Hay un video disponible por el P. Fernando Armellini
con el comentario para el evangelio de hoy:
https://youtu.be/4n0B2ZoipoU
Introducción
En el pasado, los santos han disfrutado de una tremenda popularidad: las iglesias estaban llenas de sus estatuas y recurrir a ellas era tal vez más común que acudir a Dios. Había un santo para camioneros, para estudiantes, para artículos perdidos, para enfermedades de los ojos e incluso para un dolor de garganta. Fueron considerados una especie de intermediarios que tenían la función de “suavizar” el impacto de un Dios considerado demasiado grande y demasiado lejos, un poco inaccesible y algo extraño a nuestros problemas.
Hoy la tendencia a recurrir al santo para pedirle a él o a ella que presente a Dios una solicitud se está desvaneciendo. Nos dirigimos cada vez más al Señor, directamente, con la confianza de los niños. Los santos, también María, son correctamente considerados como hermanas y hermanos que, con sus vidas, indican un camino para seguir a Cristo y nos invitan a rezar todo el tiempo, junto con ellos, al único Padre.
La palabra ‘santo’ indica la presencia en ciertas personas de una fuerza divina y benéfica que permite que uno se destaque, que se distancie de lo imperfecto, lo débil, lo efímero.

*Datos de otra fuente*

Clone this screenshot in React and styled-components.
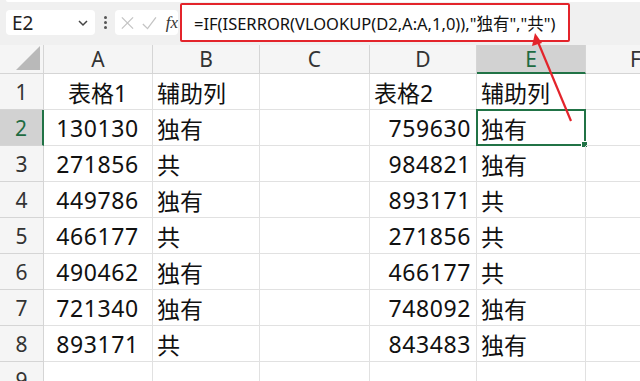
import React from 'react';
import styled, { createGlobalStyle } from 'styled-components';

const GlobalStyle = createGlobalStyle`
  html, body {
    margin: 0;
    padding: 0;
    background: #ffffff;
    overflow: hidden;
  }
  body {
    font-family: "Noto Sans", "Noto Sans CJK SC", sans-serif;
  }
`;

const COLUMNS = [
  { key: 'A', width: 109 },
  { key: 'B', width: 107 },
  { key: 'C', width: 110 },
  { key: 'D', width: 107 },
  { key: 'E', width: 109 },
  { key: 'F', width: 100 },
];

const ROWS = [
  ['表格1', '辅助列', '', '表格2', '辅助列'],
  ['130130', '独有', '', '759630', '独有'],
  ['271856', '共', '', '984821', '独有'],
  ['449786', '独有', '', '893171', '共'],
  ['466177', '共', '', '271856', '共'],
  ['490462', '独有', '', '466177', '共'],
  ['721340', '独有', '', '748092', '独有'],
  ['893171', '共', '', '843483', '独有'],
  ['', '', '', '', ''],
];

const isNumber = (v) => /^\d+$/.test(v);

// column A is centred; elsewhere numbers go right and text goes left
const alignFor = (key, value) => {
  if (key === 'A') return 'center';
  return isNumber(value) ? 'right' : 'left';
};

const Page = styled.div`
  position: relative;
  width: 640px;
  height: 381px;
  overflow: hidden;
  background: #ffffff;
`;

const TopBar = styled.div`
  position: relative;
  height: 45px;
  background: #f0f0f0;
  display: flex;
  align-items: center;
  padding-left: 6px;
  box-sizing: border-box;
`;

const RibbonEdge = styled.div`
  position: absolute;
  left: 6px;
  right: 0;
  top: 0;
  height: 2px;
  background: #ffffff;
  border-bottom-left-radius: 4px;
`;

const NameBox = styled.div`
  width: 89px;
  height: 25px;
  background: #ffffff;
  border-radius: 4px;
  display: flex;
  align-items: center;
  justify-content: space-between;
  padding: 0 6px 0 6px;
  box-sizing: border-box;
  font-family: "Noto Sans", sans-serif;
  font-size: 19px;
  color: #222;
`;

const Dots = styled.div`
  width: 20px;
  display: flex;
  flex-direction: column;
  align-items: center;
  gap: 2px;

  span {
    width: 3px;
    height: 3px;
    border-radius: 50%;
    background: #555;
  }
`;

const ActionBox = styled.div`
  width: 63px;
  height: 25px;
  background: #ffffff;
  border-radius: 4px;
  display: flex;
  align-items: center;
  padding-left: 5px;
  box-sizing: border-box;
  gap: 6px;
`;

const Fx = styled.span`
  font-family: "Liberation Serif", serif;
  font-style: italic;
  font-size: 17px;
  color: #333;
  margin-left: 2px;
`;

const FormulaBox = styled.div`
  margin-left: 2px;
  width: 390px;
  height: 39px;
  background: #ffffff;
  border: 2.5px solid #e3242b;
  border-radius: 2px;
  box-sizing: border-box;
  display: flex;
  align-items: center;
  padding-left: 12px;
  font-family: "Noto Sans", "Noto Sans CJK SC", sans-serif;
  font-size: 16.5px;
  color: #111;
  white-space: nowrap;
`;

const Grid = styled.div`
  display: grid;
  grid-template-columns: 44px ${COLUMNS.map((c) => `${c.width}px`).join(' ')};
  grid-template-rows: 29px repeat(9, 36px);
`;

const Corner = styled.div`
  background: #f5f5f5;
  border-right: 1px solid #d5d5d5;
  border-bottom: 1px solid #d5d5d5;
  position: relative;

  &::after {
    content: '';
    position: absolute;
    right: 3px;
    bottom: 3px;
    width: 0;
    height: 0;
    border-left: 24px solid transparent;
    border-bottom: 24px solid #b9b9b9;
  }
`;

const ColHeader = styled.div`
  background: ${(p) => (p.$active ? '#d2d2d2' : '#f5f5f5')};
  border-right: 1px solid #d5d5d5;
  border-bottom: ${(p) => (p.$active ? '2px solid #217346' : '1px solid #d5d5d5')};
  box-sizing: border-box;
  display: flex;
  align-items: center;
  justify-content: center;
  font-family: "Noto Sans", sans-serif;
  font-size: 21px;
  color: ${(p) => (p.$active ? '#1e6b41' : '#333')};
`;

const RowHeader = styled.div`
  background: ${(p) => (p.$active ? '#d2d2d2' : '#f5f5f5')};
  border-right: ${(p) => (p.$active ? '2px solid #217346' : '1px solid #d5d5d5')};
  border-bottom: 1px solid #d5d5d5;
  box-sizing: border-box;
  display: flex;
  align-items: center;
  justify-content: center;
  font-family: "Noto Sans", sans-serif;
  font-size: 21px;
  color: ${(p) => (p.$active ? '#1e6b41' : '#333')};
`;

const Cell = styled.div`
  position: relative;
  border-right: 1px solid #e1e1e1;
  border-bottom: 1px solid #e1e1e1;
  box-sizing: border-box;
  display: flex;
  align-items: center;
  justify-content: ${(p) =>
    p.$align === 'center' ? 'center' : p.$align === 'right' ? 'flex-end' : 'flex-start'};
  padding: 0 5px 0 4px;
  font-family: "Noto Sans", "Noto Sans CJK SC", sans-serif;
  font-size: 23px;
  letter-spacing: ${(p) => (p.$numeric ? '0.6px' : '0')};
  color: #111;
  white-space: nowrap;
`;

const Selection = styled.div`
  position: absolute;
  left: -1px;
  top: -1px;
  right: -1px;
  bottom: -1px;
  border: 2px solid #217346;
  pointer-events: none;

  &::after {
    content: '';
    position: absolute;
    right: -4px;
    bottom: -4px;
    width: 5px;
    height: 5px;
    background: #217346;
    border: 1px solid #ffffff;
  }
`;

const Arrow = styled.svg`
  position: absolute;
  left: 0;
  top: 0;
  pointer-events: none;
`;

export default function App() {
  return (
    <Page>
      <GlobalStyle />
      <TopBar>
        <RibbonEdge />
        <NameBox>
          <span>E2</span>
          <svg width="12" height="8" viewBox="0 0 12 8">
            <path d="M2 2 L6 6 L10 2" fill="none" stroke="#444" strokeWidth="1.5" />
          </svg>
        </NameBox>
        <Dots>
          <span />
          <span />
          <span />
        </Dots>
        <ActionBox>
          <svg width="16" height="16" viewBox="0 0 16 16">
            <path d="M2 2 L14 14 M14 2 L2 14" stroke="#c4c4c4" strokeWidth="1.4" />
          </svg>
          <svg width="18" height="16" viewBox="0 0 18 16">
            <path d="M2 9 L7 14 L16 2" fill="none" stroke="#c4c4c4" strokeWidth="1.4" />
          </svg>
          <Fx>fx</Fx>
        </ActionBox>
        <FormulaBox>=IF(ISERROR(VLOOKUP(D2,A:A,1,0)),"独有","共")</FormulaBox>
      </TopBar>
      <Grid>
        <Corner />
        {COLUMNS.map((c) => (
          <ColHeader key={c.key} $active={c.key === 'E'}>
            {c.key}
          </ColHeader>
        ))}
        {ROWS.map((row, r) => (
          <React.Fragment key={r}>
            <RowHeader $active={r === 1}>{r + 1}</RowHeader>
            {COLUMNS.map((c, ci) => {
              const value = row[ci] || '';
              return (
                <Cell key={c.key} $align={alignFor(c.key, value)} $numeric={isNumber(value)}>
                  {value}
                  {r === 1 && c.key === 'E' && <Selection />}
                </Cell>
              );
            })}
          </React.Fragment>
        ))}
      </Grid>
      <Arrow width="640" height="381" viewBox="0 0 640 381">
        <line x1="571" y1="121" x2="538" y2="42" stroke="#e3242b" strokeWidth="2.2" />
        <polygon points="535,33 532,46 542,43" fill="#e3242b" />
      </Arrow>
    </Page>
  );
}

Entre las personas que aparecieron en este mundo, solo Cristo ha poseído la plenitud de esta fuerza de bondad y solo él puede ser declarado santo, mientras cantamos en la Gloria: “Tú solo eres santo”.

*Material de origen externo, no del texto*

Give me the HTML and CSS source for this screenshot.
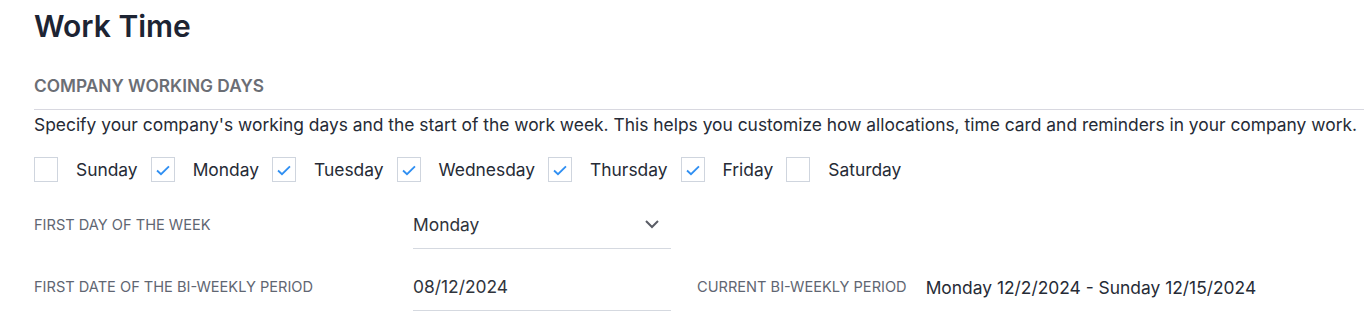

Pero nosotros también podemos elevarnos a él y ser partícipes de su santidad. Él vino al mundo para acompañarnos hacia la santidad de Dios, hacia el objetivo inalcanzable que nos ha mostrado: “Sean perfectos como su Padre celestial es perfecto” (Mt 5,48).
Sus primeros discípulos fueron identificados por varios nombres. Se llamaban “galileos”, “nazarenos” y en Antioquía, “cristianos”. Se trataba de algunas denominaciones peyorativas: “galileos” era sinónimo de “insurgentes”; “nazarenos” se refería a la aldea despreciada de donde venía su maestro; “cristiano” significa “ungido”, es decir, seguidores de un autodenominado “ungido del Señor” que terminó en la cruz.
Estos no fueron los títulos que emplearon entre ellos. Se calificaron a sí mismos como “hermanos”, “creyentes”, “los discípulos del Señor”, “los perfectos”, “personas del camino” y … “santos”.
Pablo escribió sus cartas “a todos los santos que viven en la ciudad de Filipos …” (Fil 1,1); “A los santos que están en Éfeso …” (Ef 1,1); “A los santos y fieles hermanos y hermanas en Cristo que viven en Colosas …” (Col 1,2); “A todos los santos en toda Acaya” (2 Cor 1,1); “A todos los favoritos de Dios en Roma y que están llamados a ser santos …” (Rom 1,7). No escribió a los santos en el cielo, sino a personas reales que vivían en Filipos, Éfeso, Corinto, Colosas y Roma. Eran los santos.
Un santo es cada discípulo, ya sea que él o ella esté en el cielo con Cristo o que todavía viva como peregrino en esta tierra.
En los templos ortodoxos, los santos que están en el cielo están pintados a lo largo de las paredes a la altura de los ojos, de pie, como los resucitados mencionados por el vidente del Apocalipsis (Ap 7,9). Es la forma en que uno quiere recordar a todos los participantes en la celebración que los santos en el cielo, aunque pueden ser contemplados solo con los ojos de la fe, continúan viviendo junto a los santos de la tierra. Son parte de la comunidad llamada a dar gracias al Señor.
* Para interiorizar el mensaje, repetiremos:
“Santo es tu familia, oh Señor, en el cielo y en la tierra”.